On Tue, 13 Aug 2002, Linus Torvalds wrote:
> This interface has the advantage that the exit() path for this kind of
> child has _zero_ context switching overhead etc, so I do like it.
> Although I get this feeling that the release_task() issue would be much
> more cleanly handled by just letting schedule_tail() do the last
> "put_task()", the same way we handle the pending MM issue..
hm, release_task() is like release_mm(), and there's no real problem with
disabling preemption at this point: the codepath to the final schedule()
is very short at this point. Putting extra code into schedule_tail() hurts
every context-switch - while having this branch in release_task() only
involves exit()-ing tasks.
> Maybe the best approach is to really mix the two approaches: a separate
> clone flag to say that the parent really doesn't care about waiting for
> the thing, but do it this way (so that init doesn't have to spend time
> cleaning up either).
yes. Patch attached (against the SETTID/SETTLS patch). [ I'm a wimp so
reparent_to_init() does not yet use this mechanism - but it will be done.

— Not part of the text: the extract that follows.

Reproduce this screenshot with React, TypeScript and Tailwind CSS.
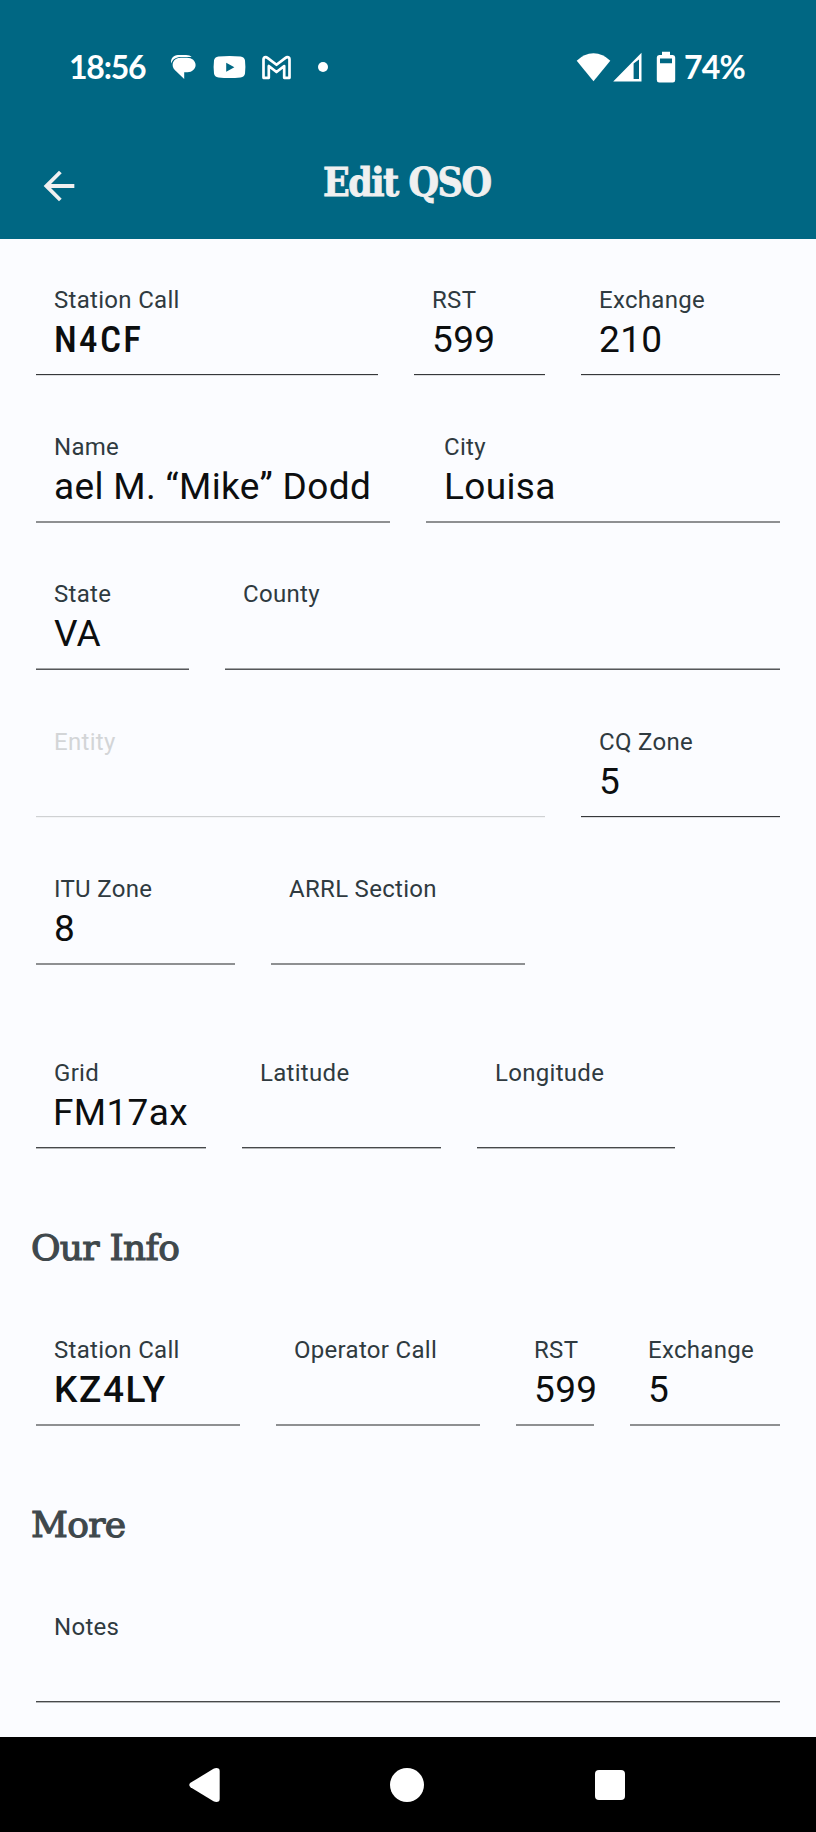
import React from 'react';

type FieldProps = {
  label: string;
  value?: string;
  width?: string;
  line?: string;
  valueClass?: string;
  disabled?: boolean;
};

// Two-pixel rules, lighter where the line falls between pixels
const LINE_SHARP = 'border-t-[#36383a] border-b-[#dcdde0]';
const LINE_EVEN = 'border-t-[#8e9092] border-b-[#8e9092]';
const LINE_MID = 'border-t-[#a3a5a7] border-b-[#55575a]';
const LINE_TOP = 'border-t-[#46484a] border-b-[#b4b6b8]';

const Field: React.FC<FieldProps> = ({
  label,
  value = '',
  width = 'flex-1',
  line = LINE_EVEN,
  valueClass = 'pl-[18px] tracking-[0.35px]',
  disabled = false,
}) => (
  <div className={`flex h-[94px] min-w-0 flex-col ${width}`}>
    <label
      className={`mt-[4px] pl-[18px] text-[24px] leading-[28px] tracking-[0.3px] whitespace-nowrap ${
        disabled ? 'text-[#d3d5d7]' : 'text-[#2f3a40]'
      }`}
    >
      {label}
    </label>
    <div className={`mt-[4px] h-[43px] text-[37px] leading-[43px] whitespace-nowrap text-[#0c0e0f] ${valueClass}`}>
      {value}
    </div>
    <div
      className={`mt-auto h-[2px] border-t border-b ${
        disabled ? 'border-t-[#cfd1d3] border-b-[#f3f4f6]' : line
      }`}
    />
  </div>
);

const Row: React.FC<{ className?: string; children: React.ReactNode }> = ({ className = '', children }) => (
  <div className={`flex gap-9 px-9 ${className}`}>{children}</div>
);

const SectionTitle: React.FC<{ className?: string; children: React.ReactNode }> = ({ className = '', children }) => (
  <h2
    className={`pl-[31px] font-['Roboto_Slab','DejaVu_Serif',serif] text-[36px] leading-[44px] tracking-[-0.7px] text-[#3f484c] [-webkit-text-stroke:1.2px_#3f484c] ${className}`}
  >
    {children}
  </h2>
);

const StatusBar = () => (
  <div className="flex h-[134px] items-center pr-[70px] pl-[69px] font-['Google_Sans',Lato,sans-serif] text-white">
    <span className="w-[101px] text-[32px] leading-[40px] font-bold tracking-[-1.2px]">18:56</span>
    <svg width="27" height="26" viewBox="0 0 27 26" fill="currentColor">
      <path d="M1.2 9.5C.2 5 3.500 1 8 1h8c2.500 0 4.500.9 5.700 2H11C6 3 2.500 5.200 1.200 9.500Z" />
      <path d="M11 3.800h6c5 0 8.600 3.200 8.600 7.200S22 18.200 17.500 18.200H14.200V25L4.800 16C2.600 13.800 2.200 11 3 8.600 4 5.500 7 3.800 11 3.800Z" />
    </svg>
    <svg className="ml-4" width="33" height="24" viewBox="0 0 33 24">
      <path
        fill="currentColor"
        fillRule="evenodd"
        d="M5.500 1.500Q16.500.3 27.500 1.500 31.500 2 32 5.500 32.800 12 32 18.500 31.500 22 27.500 22.500 16.500 23.700 5.500 22.500 1.500 22 1 18.500.2 12 1 5.500 1.500 2 5.500 1.500ZM13.200 7.700V16.700L21.400 12.200Z"
      />
    </svg>
    <svg className="ml-[15px]" width="31" height="25" viewBox="0 0 31 25" fill="none" stroke="currentColor" strokeWidth="2.7" strokeLinejoin="round">
      <path d="M2.500 22.800V4.500Q2.500 2.200 4.700 2.200 5.700 2.200 6.500 2.900L15.500 9.800 24.500 2.900Q25.300 2.200 26.300 2.200 28.500 2.200 28.500 4.500V22.800H23.200V11L15.500 17 7.800 11V22.800Z" />
    </svg>
    <span className="ml-[26px] h-[10px] w-[10px] rounded-full bg-white" />
    <div className="ml-auto flex items-center">
      <svg width="35" height="30" viewBox="0 0 35 30" fill="currentColor">
        <path d="M17.500 29.300.7 8.800Q8 1.300 17.500 1.300T34.300 8.800Z" />
      </svg>
      <svg className="ml-[2px]" width="29" height="30" viewBox="0 0 29 30">
        <path fill="currentColor" fillRule="evenodd" d="M28.500.8V29.500H.2ZM20.600 11.400V27H26V7.500Z" />
      </svg>
      <svg className="ml-[14px]" width="20" height="32" viewBox="0 0 20 32">
        <path
          fill="currentColor"
          fillRule="evenodd"
          d="M6 .8H14V4H16.800Q19.200 4 19.200 6.500V29Q19.200 31.500 16.800 31.500H3.200Q.8 31.500.8 29V6.500Q.8 4 3.200 4H6ZM4 7.500V12.300H16V7.500Z"
        />
      </svg>
      <span className="ml-[8px] w-[62px] text-[32px] leading-[40px] font-bold tracking-[-0.8px]">74%</span>
    </div>
  </div>
);

const AppBar = () => (
  <div className="flex h-[105px] items-start pl-[36px]">
    <button className="mt-[29px] text-[#f0f0f0]" aria-label="Back">
      <svg width="46" height="46" viewBox="0 0 24 24" fill="currentColor">
        <path d="M20 11H7.830l5.590-5.590L12 4l-8 8 8 8 1.410-1.410L7.830 13H20v-2z" />
      </svg>
    </button>
    <h1 className="mt-[24px] ml-[241px] font-['Roboto_Slab','DejaVu_Serif_Condensed','DejaVu_Serif',serif] text-[39px] leading-[48px] font-bold tracking-[-1.5px] whitespace-nowrap text-[#f0f0f0] [-webkit-text-stroke:0.8px_#f0f0f0]">
      Edit QSO
    </h1>
  </div>
);

const NavBar = () => (
  <nav className="flex h-[95px] items-center bg-black pl-[188px] text-white">
    <svg width="34" height="36" viewBox="0 0 34 36" fill="currentColor">
      <path d="M2.500 15.800 25.500 1.800Q28.500.300 31 1.800 31.700 2.500 31.700 4.500V31.500Q31.700 33.500 31 34.200 28.500 35.700 25.500 34.200L2.500 20.200Q0 18 2.500 15.800Z" />
    </svg>
    <span className="ml-[168px] h-[34px] w-[34px] rounded-full bg-white" />
    <span className="ml-[171px] h-[30px] w-[30px] rounded-[4px] bg-white" />
  </nav>
);

const App: React.FC = () => {
  return (
    <div className="flex h-[1832px] w-[816px] flex-col overflow-hidden bg-[#fbfcff] font-['Roboto',sans-serif]">
      <header className="bg-[#006783]">
        <StatusBar />
        <AppBar />
      </header>

      <main className="flex flex-1 flex-col pt-[43px]">
        <Row>
          <Field
            label="Station Call"
            value="N4CF"
            width="w-[342px]"
            line={LINE_SHARP}
            valueClass="pl-[18px] font-medium tracking-[2.3px] [font-stretch:85%]"
          />
          <Field label="RST" value="599" width="w-[131px]" line={LINE_SHARP} />
          <Field label="Exchange" value="210" line={LINE_SHARP} />
        </Row>
        <Row className="mt-[53px]">
          <Field label="Name" value="ael M. “Mike” Dodd" width="w-[354px]" />
          <Field label="City" value="Louisa" />
        </Row>
        <Row className="mt-[53px]">
          <Field label="State" value="VA" width="w-[153px]" line={LINE_MID} />
          <Field label="County" line={LINE_MID} />
        </Row>
        <Row className="mt-[54px]">
          <Field label="Entity" width="w-[509px]" disabled />
          <Field label="CQ Zone" value="5" line={LINE_SHARP} />
        </Row>
        <Row className="mt-[53px]">
          <Field label="ITU Zone" value="8" width="w-[199px]" />
          <Field label="ARRL Section" width="w-[254px]" />
        </Row>

        <Row className="mt-[90px]">
          <Field
            label="Grid"
            value="FM17ax"
            width="w-[170px]"
            line={LINE_TOP}
            valueClass="pl-[17px] tracking-[0.35px]"
          />
          <Field label="Latitude" width="w-[199px]" line={LINE_TOP} />
          <Field label="Longitude" width="w-[198px]" line={LINE_TOP} />
        </Row>

        <SectionTitle className="mt-[77px]">Our Info</SectionTitle>
        <Row className="mt-[62px]">
          <Field
            label="Station Call"
            value="KZ4LY"
            width="w-[204px]"
            valueClass="pl-[18px] font-medium tracking-[1.6px]"
          />
          <Field label="Operator Call" width="w-[204px]" />
          <Field label="RST" value="599" width="w-[78px]" />
          <Field label="Exchange" value="5" />
        </Row>

        <SectionTitle className="mt-[77px]">More</SectionTitle>
        <Row className="mt-[62px]">
          <Field label="Notes" line={LINE_TOP} />
        </Row>
      </main>

      <NavBar />
    </div>
  );
};

export default App;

It will be a good test, and a nice speedup as well. ]
Ingo
--- linux/include/linux/sched.h.orig Tue Aug 13 23:14:39 2002
+++ linux/include/linux/sched.h Tue Aug 13 23:14:51 2002
@@ -47,6 +47,7 @@
#define CLONE_SYSVSEM 0x00040000 /* share system V SEM_UNDO semantics */
#define CLONE_SETTLS 0x00080000 /* create a new TLS for the child */
#define CLONE_SETTID 0x00100000 /* write the TID back to userspace */
+#define CLONE_DETACHED 0x00200000 /* parent wants no child-exit signal */
#define CLONE_SIGNAL (CLONE_SIGHAND | CLONE_THREAD)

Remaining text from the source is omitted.